Write the records below out again exactly as given, with no images.
— BEGIN DATA SHOWN —
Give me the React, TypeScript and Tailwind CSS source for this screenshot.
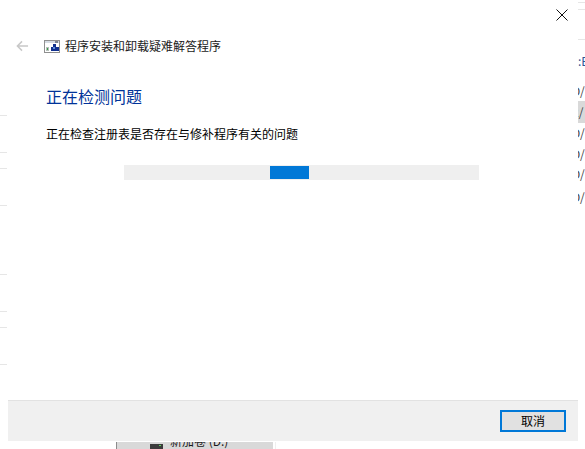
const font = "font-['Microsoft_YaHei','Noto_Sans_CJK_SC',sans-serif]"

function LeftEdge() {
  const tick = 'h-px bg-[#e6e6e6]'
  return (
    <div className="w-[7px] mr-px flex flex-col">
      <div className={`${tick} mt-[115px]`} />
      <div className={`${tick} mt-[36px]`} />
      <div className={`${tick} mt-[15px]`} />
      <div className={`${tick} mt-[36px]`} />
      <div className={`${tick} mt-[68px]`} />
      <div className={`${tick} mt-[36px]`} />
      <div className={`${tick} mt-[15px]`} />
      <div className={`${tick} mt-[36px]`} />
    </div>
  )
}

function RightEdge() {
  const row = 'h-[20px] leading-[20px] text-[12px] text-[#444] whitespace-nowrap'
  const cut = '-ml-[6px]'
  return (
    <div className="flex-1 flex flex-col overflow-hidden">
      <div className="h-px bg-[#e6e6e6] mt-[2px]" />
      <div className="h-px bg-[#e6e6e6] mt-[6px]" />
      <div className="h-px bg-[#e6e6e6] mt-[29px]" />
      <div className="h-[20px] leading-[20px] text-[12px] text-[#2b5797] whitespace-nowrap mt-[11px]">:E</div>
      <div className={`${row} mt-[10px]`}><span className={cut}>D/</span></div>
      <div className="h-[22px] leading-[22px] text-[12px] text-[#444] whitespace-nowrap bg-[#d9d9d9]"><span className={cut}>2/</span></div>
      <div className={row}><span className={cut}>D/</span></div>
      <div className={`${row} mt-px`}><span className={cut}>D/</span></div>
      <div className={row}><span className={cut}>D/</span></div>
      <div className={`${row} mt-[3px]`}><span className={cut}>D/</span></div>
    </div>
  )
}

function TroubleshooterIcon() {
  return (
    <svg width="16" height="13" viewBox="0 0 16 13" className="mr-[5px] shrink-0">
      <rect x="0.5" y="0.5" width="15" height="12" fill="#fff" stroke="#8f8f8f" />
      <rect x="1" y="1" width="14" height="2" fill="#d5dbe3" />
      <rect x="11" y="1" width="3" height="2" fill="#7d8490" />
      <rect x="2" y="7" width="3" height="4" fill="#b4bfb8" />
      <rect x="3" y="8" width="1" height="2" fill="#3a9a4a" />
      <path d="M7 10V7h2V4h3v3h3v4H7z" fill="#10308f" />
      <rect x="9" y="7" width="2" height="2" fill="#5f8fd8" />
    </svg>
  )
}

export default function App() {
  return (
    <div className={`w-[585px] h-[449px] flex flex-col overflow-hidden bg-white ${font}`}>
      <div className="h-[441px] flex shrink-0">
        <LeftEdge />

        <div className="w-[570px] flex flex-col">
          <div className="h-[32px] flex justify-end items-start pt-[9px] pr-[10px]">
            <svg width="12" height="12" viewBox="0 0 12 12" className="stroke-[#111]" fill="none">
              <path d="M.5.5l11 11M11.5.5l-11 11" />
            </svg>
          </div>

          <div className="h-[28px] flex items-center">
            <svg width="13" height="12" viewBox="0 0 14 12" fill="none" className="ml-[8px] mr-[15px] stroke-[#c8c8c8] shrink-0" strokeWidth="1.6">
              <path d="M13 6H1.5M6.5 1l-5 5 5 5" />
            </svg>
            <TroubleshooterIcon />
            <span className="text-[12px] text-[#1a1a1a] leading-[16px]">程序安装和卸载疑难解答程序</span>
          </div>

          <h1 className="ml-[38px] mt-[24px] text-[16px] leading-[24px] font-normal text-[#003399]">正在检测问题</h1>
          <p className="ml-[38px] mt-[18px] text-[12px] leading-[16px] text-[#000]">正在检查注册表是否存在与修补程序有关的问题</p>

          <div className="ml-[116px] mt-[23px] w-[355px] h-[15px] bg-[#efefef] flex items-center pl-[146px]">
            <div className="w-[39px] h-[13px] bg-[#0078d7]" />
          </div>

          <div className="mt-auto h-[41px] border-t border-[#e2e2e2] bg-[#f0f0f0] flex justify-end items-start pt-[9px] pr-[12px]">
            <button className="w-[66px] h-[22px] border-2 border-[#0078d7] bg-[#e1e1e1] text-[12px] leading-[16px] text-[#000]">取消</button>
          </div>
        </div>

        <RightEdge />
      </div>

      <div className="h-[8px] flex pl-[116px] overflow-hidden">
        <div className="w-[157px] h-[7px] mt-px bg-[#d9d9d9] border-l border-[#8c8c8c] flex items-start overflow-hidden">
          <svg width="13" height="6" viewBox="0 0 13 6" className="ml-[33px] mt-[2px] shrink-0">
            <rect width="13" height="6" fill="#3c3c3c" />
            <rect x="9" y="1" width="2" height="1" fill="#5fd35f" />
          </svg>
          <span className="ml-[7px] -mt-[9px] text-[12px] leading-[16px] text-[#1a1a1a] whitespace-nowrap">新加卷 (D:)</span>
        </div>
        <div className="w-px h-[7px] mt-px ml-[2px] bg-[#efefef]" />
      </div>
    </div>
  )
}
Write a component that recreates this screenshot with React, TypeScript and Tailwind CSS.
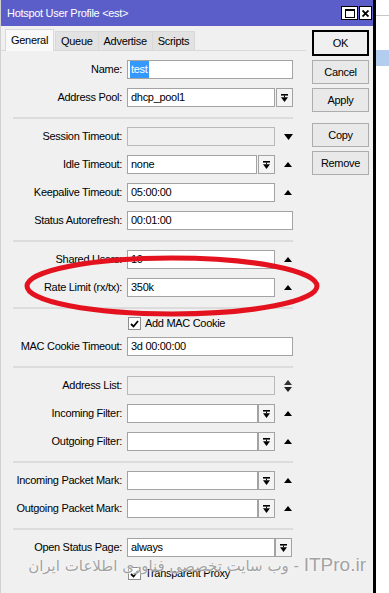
— END DATA SHOWN —
TASK RESULT:
Give me the React, TypeScript and Tailwind CSS source for this screenshot.
const font = "font-['Microsoft_YaHei','Noto_Sans_CJK_SC',sans-serif]"

function LeftEdge() {
  const tick = 'h-px bg-[#e6e6e6]'
  return (
    <div className="w-[7px] mr-px flex flex-col">
      <div className={`${tick} mt-[115px]`} />
      <div className={`${tick} mt-[36px]`} />
      <div className={`${tick} mt-[15px]`} />
      <div className={`${tick} mt-[36px]`} />
      <div className={`${tick} mt-[68px]`} />
      <div className={`${tick} mt-[36px]`} />
      <div className={`${tick} mt-[15px]`} />
      <div className={`${tick} mt-[36px]`} />
    </div>
  )
}

function RightEdge() {
  const row = 'h-[20px] leading-[20px] text-[12px] text-[#444] whitespace-nowrap'
  const cut = '-ml-[6px]'
  return (
    <div className="flex-1 flex flex-col overflow-hidden">
      <div className="h-px bg-[#e6e6e6] mt-[2px]" />
      <div className="h-px bg-[#e6e6e6] mt-[6px]" />
      <div className="h-px bg-[#e6e6e6] mt-[29px]" />
      <div className="h-[20px] leading-[20px] text-[12px] text-[#2b5797] whitespace-nowrap mt-[11px]">:E</div>
      <div className={`${row} mt-[10px]`}><span className={cut}>D/</span></div>
      <div className="h-[22px] leading-[22px] text-[12px] text-[#444] whitespace-nowrap bg-[#d9d9d9]"><span className={cut}>2/</span></div>
      <div className={row}><span className={cut}>D/</span></div>
      <div className={`${row} mt-px`}><span className={cut}>D/</span></div>
      <div className={row}><span className={cut}>D/</span></div>
      <div className={`${row} mt-[3px]`}><span className={cut}>D/</span></div>
    </div>
  )
}

function TroubleshooterIcon() {
  return (
    <svg width="16" height="13" viewBox="0 0 16 13" className="mr-[5px] shrink-0">
      <rect x="0.5" y="0.5" width="15" height="12" fill="#fff" stroke="#8f8f8f" />
      <rect x="1" y="1" width="14" height="2" fill="#d5dbe3" />
      <rect x="11" y="1" width="3" height="2" fill="#7d8490" />
      <rect x="2" y="7" width="3" height="4" fill="#b4bfb8" />
      <rect x="3" y="8" width="1" height="2" fill="#3a9a4a" />
      <path d="M7 10V7h2V4h3v3h3v4H7z" fill="#10308f" />
      <rect x="9" y="7" width="2" height="2" fill="#5f8fd8" />
    </svg>
  )
}

export default function App() {
  return (
    <div className={`w-[585px] h-[449px] flex flex-col overflow-hidden bg-white ${font}`}>
      <div className="h-[441px] flex shrink-0">
        <LeftEdge />

        <div className="w-[570px] flex flex-col">
          <div className="h-[32px] flex justify-end items-start pt-[9px] pr-[10px]">
            <svg width="12" height="12" viewBox="0 0 12 12" className="stroke-[#111]" fill="none">
              <path d="M.5.5l11 11M11.5.5l-11 11" />
            </svg>
          </div>

          <div className="h-[28px] flex items-center">
            <svg width="13" height="12" viewBox="0 0 14 12" fill="none" className="ml-[8px] mr-[15px] stroke-[#c8c8c8] shrink-0" strokeWidth="1.6">
              <path d="M13 6H1.5M6.5 1l-5 5 5 5" />
            </svg>
            <TroubleshooterIcon />
            <span className="text-[12px] text-[#1a1a1a] leading-[16px]">程序安装和卸载疑难解答程序</span>
          </div>

          <h1 className="ml-[38px] mt-[24px] text-[16px] leading-[24px] font-normal text-[#003399]">正在检测问题</h1>
          <p className="ml-[38px] mt-[18px] text-[12px] leading-[16px] text-[#000]">正在检查注册表是否存在与修补程序有关的问题</p>

          <div className="ml-[116px] mt-[23px] w-[355px] h-[15px] bg-[#efefef] flex items-center pl-[146px]">
            <div className="w-[39px] h-[13px] bg-[#0078d7]" />
          </div>

          <div className="mt-auto h-[41px] border-t border-[#e2e2e2] bg-[#f0f0f0] flex justify-end items-start pt-[9px] pr-[12px]">
            <button className="w-[66px] h-[22px] border-2 border-[#0078d7] bg-[#e1e1e1] text-[12px] leading-[16px] text-[#000]">取消</button>
          </div>
        </div>

        <RightEdge />
      </div>

      <div className="h-[8px] flex pl-[116px] overflow-hidden">
        <div className="w-[157px] h-[7px] mt-px bg-[#d9d9d9] border-l border-[#8c8c8c] flex items-start overflow-hidden">
          <svg width="13" height="6" viewBox="0 0 13 6" className="ml-[33px] mt-[2px] shrink-0">
            <rect width="13" height="6" fill="#3c3c3c" />
            <rect x="9" y="1" width="2" height="1" fill="#5fd35f" />
          </svg>
          <span className="ml-[7px] -mt-[9px] text-[12px] leading-[16px] text-[#1a1a1a] whitespace-nowrap">新加卷 (D:)</span>
        </div>
        <div className="w-px h-[7px] mt-px ml-[2px] bg-[#efefef]" />
      </div>
    </div>
  )
}
Write a component that recreates this screenshot with React, TypeScript and Tailwind CSS.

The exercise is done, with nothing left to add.